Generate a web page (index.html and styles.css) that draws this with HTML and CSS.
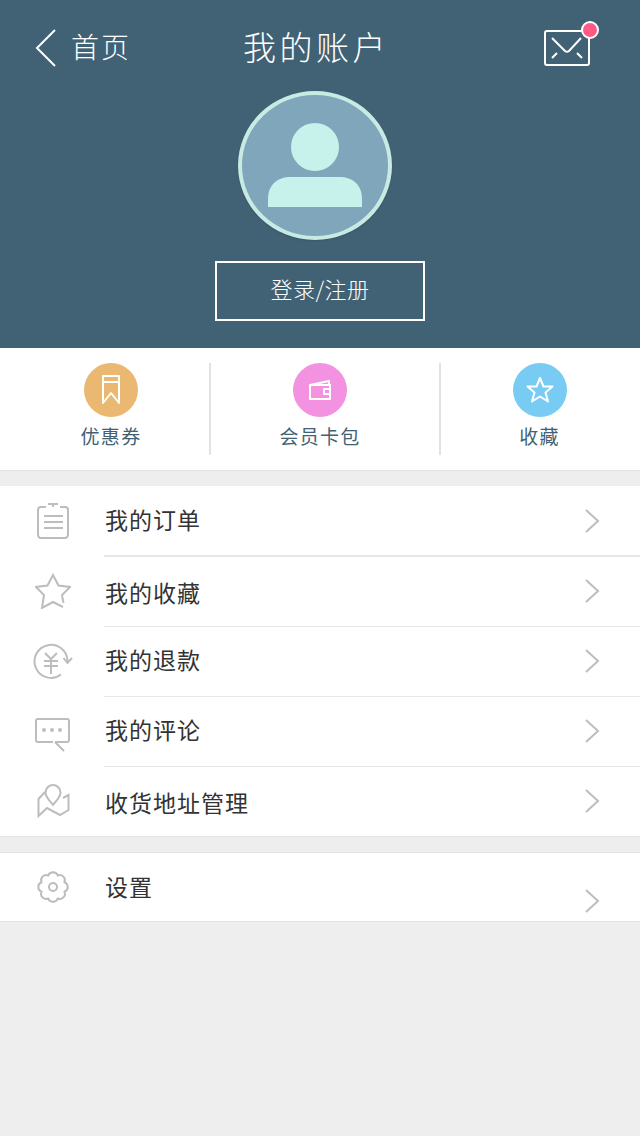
FILE: index.html
```html
<!DOCTYPE html>
<html lang="zh-CN">
<head>
  <meta charset="UTF-8">
  <title>我的账户</title>
  <link rel="stylesheet" href="styles.css">
</head>
<body>
  <header class="account-header">
    <div class="nav">
      <div class="nav-back">
        <svg class="back-arrow" width="22" height="40" viewBox="0 0 22 40"><path d="M20 2 2 20l18 18" fill="none" stroke="#fff" stroke-width="2"/></svg>
        <span>首页</span>
      </div>
      <h1 class="nav-title">我的账户</h1>
      <div class="mail">
        <svg width="46" height="36" viewBox="0 0 46 36" fill="none" stroke="#fff" stroke-width="2"><rect x="1" y="1" width="44" height="34" rx="2"/><path d="M8 8 21 21q2 1.500 4 0L37 8M8 28l5-5M38 28l-5-5"/></svg>
        <span class="mail-dot"></span>
      </div>
    </div>
    <div class="avatar">
      <svg width="96" height="86" viewBox="0 0 96 86" fill="#c7f2eb"><ellipse cx="48" cy="24" rx="24" ry="24"/><path d="M1 84V76C1 62 10 54 24 54H72C86 54 95 62 95 76V84Z"/></svg>
    </div>
    <a class="login-btn">登录/注册</a>
  </header>

  <nav class="tabs">
    <div class="tab tab-coupon">
      <span class="tab-icon icon-orange">
        <svg width="20" height="30" viewBox="0 0 20 30" fill="none" stroke="#fff" stroke-width="2" stroke-linejoin="round"><path d="M2 1H18V28L10 18 2 28ZM2 7H18"/></svg>
      </span>
      <span class="tab-label">优惠券</span>
    </div>
    <div class="tab tab-wallet">
      <span class="tab-icon icon-pink">
        <svg width="24" height="22" viewBox="0 0 24 22" fill="none" stroke="#fff" stroke-width="2"><path d="M2 6 21 2V6M2 6H22V20H2ZM22 10H16V15H22"/></svg>
      </span>
      <span class="tab-label">会员卡包</span>
    </div>
    <div class="tab tab-fav">
      <span class="tab-icon icon-blue">
        <svg width="28" height="28" viewBox="0 0 28 28" fill="none" stroke="#fff" stroke-width="2" stroke-linejoin="round"><path d="M14 2l3.500 8.500H26.500l-7 6 2.500 9-8-5-8 5 2.500-9-7-6H10.500Z"/></svg>
      </span>
      <span class="tab-label">收藏</span>
    </div>
  </nav>

  <ul class="menu">
    <li class="row row-order">
      <span class="row-icon"><svg width="34" height="36" viewBox="0 0 34 36" fill="none" stroke="#bdbdbd" stroke-width="2"><path d="M10 4H5Q2 4 2 7V31Q2 35 5 35H29Q32 35 32 31V7Q32 4 29 4H24M12 1H22M17 1V4M8 13H27M8 19H27M8 25H27"/></svg></span>
      <span class="row-text">我的订单</span>
      <svg class="chev" width="16" height="26" viewBox="0 0 16 26"><path d="M2 2 14 13 2 24" fill="none" stroke="#bdbdbd" stroke-width="2"/></svg>
    </li>
    <li class="row row-star">
      <span class="row-icon"><svg width="36" height="36" viewBox="0 0 36 36" fill="none" stroke="#bdbdbd" stroke-width="2"><path d="M28 34 18 29 7 35 9 22 1 14 12.500 12.500 18 2 23.500 12.500 35 14 27 22 28.500 30"/></svg></span>
      <span class="row-text">我的收藏</span>
      <svg class="chev" width="16" height="26" viewBox="0 0 16 26"><path d="M2 2 14 13 2 24" fill="none" stroke="#bdbdbd" stroke-width="2"/></svg>
    </li>
    <li class="row">
      <span class="row-icon"><svg width="40" height="36" viewBox="0 0 40 36" fill="none" stroke="#bdbdbd" stroke-width="2"><path d="M28 31.500A16.500 16.500 0 1 1 34.500 19M30.500 15l4 5 4.500-5M12 10l6 6 6-6M11 18H25M11 23H25M18 16V31"/></svg></span>
      <span class="row-text">我的退款</span>
      <svg class="chev" width="16" height="26" viewBox="0 0 16 26"><path d="M2 2 14 13 2 24" fill="none" stroke="#bdbdbd" stroke-width="2"/></svg>
    </li>
    <li class="row row-comment">
      <span class="row-icon"><svg width="36" height="34" viewBox="0 0 36 34" fill="none" stroke="#bdbdbd" stroke-width="2"><path d="M18 24H3Q1 24 1 22V3Q1 1 3 1H32Q34 1 34 3V22Q34 24 32 24H20M20 24l9 9"/><g fill="#bdbdbd" stroke="none"><circle cx="9" cy="12" r="2"/><circle cx="17" cy="12" r="2"/><circle cx="25" cy="12" r="2"/></g></svg></span>
      <span class="row-text">我的评论</span>
      <svg class="chev" width="16" height="26" viewBox="0 0 16 26"><path d="M2 2 14 13 2 24" fill="none" stroke="#bdbdbd" stroke-width="2"/></svg>
    </li>
    <li class="row row-address">
      <span class="row-icon"><svg width="34" height="34" viewBox="0 0 34 34" fill="none" stroke="#bdbdbd" stroke-width="2"><path d="M17 21C13 16 9.500 13 9.500 8.500A7.500 7.500 0 0 1 24.500 8.500C24.500 13 21 16 17 21ZM9 8 2.500 15V32L11 24 24 31 32.500 26V11L27 14"/></svg></span>
      <span class="row-text">收货地址管理</span>
      <svg class="chev" width="16" height="26" viewBox="0 0 16 26"><path d="M2 2 14 13 2 24" fill="none" stroke="#bdbdbd" stroke-width="2"/></svg>
    </li>
  </ul>

  <ul class="menu menu-settings">
    <li class="row row-settings">
      <span class="row-icon"><svg width="34" height="34" viewBox="0 0 34 34" fill="none" stroke="#bdbdbd" stroke-width="2"><path d="M12.220 5.450A5.200 5.200 0 0 1 21.780 5.450 5.200 5.200 0 0 1 28.550 12.220 5.200 5.200 0 0 1 28.550 21.780 5.200 5.200 0 0 1 21.780 28.550 5.200 5.200 0 0 1 12.220 28.550 5.200 5.200 0 0 1 5.450 21.780 5.200 5.200 0 0 1 5.450 12.220 5.200 5.200 0 0 1 12.220 5.450Z"/><circle cx="17" cy="17" r="4"/></svg></span>
      <span class="row-text">设置</span>
      <svg class="chev" width="16" height="26" viewBox="0 0 16 26"><path d="M2 2 14 13 2 24" fill="none" stroke="#bdbdbd" stroke-width="2"/></svg>
    </li>
  </ul>
</body>
</html>
```

FILE: styles.css
```css
body {
  margin: 0;
  min-height: 1136px;
  background-color: #eeeeee;
  font-family: "Noto Sans CJK SC", "Noto Sans", sans-serif;
  color: #333;
}

.account-header {
  height: 348px;
  box-sizing: border-box;
  padding-top: 26px;
  background-color: #416274;
  color: #fff;
  display: flex;
  flex-direction: column;
  align-items: center;
}

.nav {
  width: 100%;
  box-sizing: border-box;
  height: 44px;
  padding: 0 50px 0 35px;
  display: flex;
  align-items: center;
}

.nav-back {
  flex: 0 0 208px;
  display: flex;
  align-items: center;
  gap: 14px;
  font-size: 28px;
  letter-spacing: 2px;
  font-weight: 300;
}

.nav-back span { padding-bottom: 4px; }

.nav-title {
  margin: 0;
  padding-bottom: 4px;
  font-size: 33px;
  font-weight: 300;
  letter-spacing: 3.500px;
}

.mail {
  margin-left: auto;
  position: relative;
  height: 36px;
}

.mail-dot {
  position: absolute;
  top: -9px;
  right: -9px;
  width: 14px;
  height: 14px;
  border: 2px solid #fff;
  border-radius: 50%;
  background-color: #ff5a85;
}

.avatar {
  margin-top: 21px;
  margin-left: -10px;
  width: 154px;
  height: 149px;
  box-sizing: border-box;
  border: 4px solid #c7ebe3;
  border-radius: 50%;
  background-color: #7fa6ba;
  display: flex;
  align-items: flex-end;
  justify-content: center;
  padding-bottom: 27px;
  box-shadow: 0 1px 2px rgba(0, 0, 0, 0.12);
}

.login-btn {
  margin-top: 21px;
  width: 210px;
  height: 60px;
  box-sizing: border-box;
  border: 2px solid #fff;
  padding-bottom: 6px;
  display: flex;
  align-items: center;
  justify-content: center;
  font-size: 22px;
  letter-spacing: 0.500px;
  font-weight: 300;
}

.tabs {
  height: 123px;
  box-sizing: border-box;
  background-color: #fff;
  border-bottom: 1px solid #e2e2e2;
  padding-top: 15px;
  display: flex;
  align-items: flex-start;
}

.tab {
  height: 92px;
  box-sizing: border-box;
  display: flex;
  flex-direction: column;
  align-items: center;
}

.tab-coupon { width: 209px; padding-left: 13px; }
.tab-wallet { width: 232px; padding-right: 10px; border-left: 2px solid #e2e2e2; border-right: 2px solid #e2e2e2; }
.tab-fav { width: 197px; }

.tab-icon {
  width: 54px;
  height: 54px;
  border-radius: 50%;
  display: flex;
  align-items: center;
  justify-content: center;
}

.icon-orange { background-color: #ebb871; }
.icon-pink { background-color: #f292e0; }
.icon-blue { background-color: #78ccf3; }

.tab-label {
  margin-top: 5px;
  font-size: 19px;
  letter-spacing: 1.300px;
  color: #416274;
}

.menu {
  list-style: none;
  margin: 15px 0 0;
  padding: 0;
  background-color: #fff;
  border-bottom: 1px solid #e2e2e2;
}

.row {
  height: 70px;
  display: flex;
  align-items: center;
  position: relative;
  box-sizing: border-box;
  padding-right: 40px;
}

.row::after {
  content: "";
  position: absolute;
  left: 104px;
  right: 0;
  bottom: -1px;
  height: 1px;
  background-color: #e8e8e8;
}

.row:last-child::after { display: none; }
.row-order::after { height: 2px; }

.row-icon {
  flex: 0 0 105px;
  box-sizing: border-box;
  padding-left: 1px;
  display: flex;
  justify-content: center;
}

.row-text {
  flex: 1;
  padding-bottom: 4px;
  font-size: 23px;
  letter-spacing: 1px;
}

.row-star .row-text { padding-bottom: 0; padding-top: 1px; }
.row-address .row-text { padding-bottom: 0; padding-top: 2px; }
.row-comment .row-icon { padding-top: 8px; }

.menu-settings {
  border-top: 1px solid #e2e2e2;
}

.row-settings { height: 68px; }
.row-settings .row-text { padding-bottom: 2px; }
.row-settings .chev { margin-top: 28px; }
```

§ Problem requirements:
Take every line containing the word "styles" and copy it.

§ Worked solution:
Generate a web page (index.html and styles.css) that draws this with HTML and CSS.
  <link rel="stylesheet" href="styles.css">
FILE: styles.css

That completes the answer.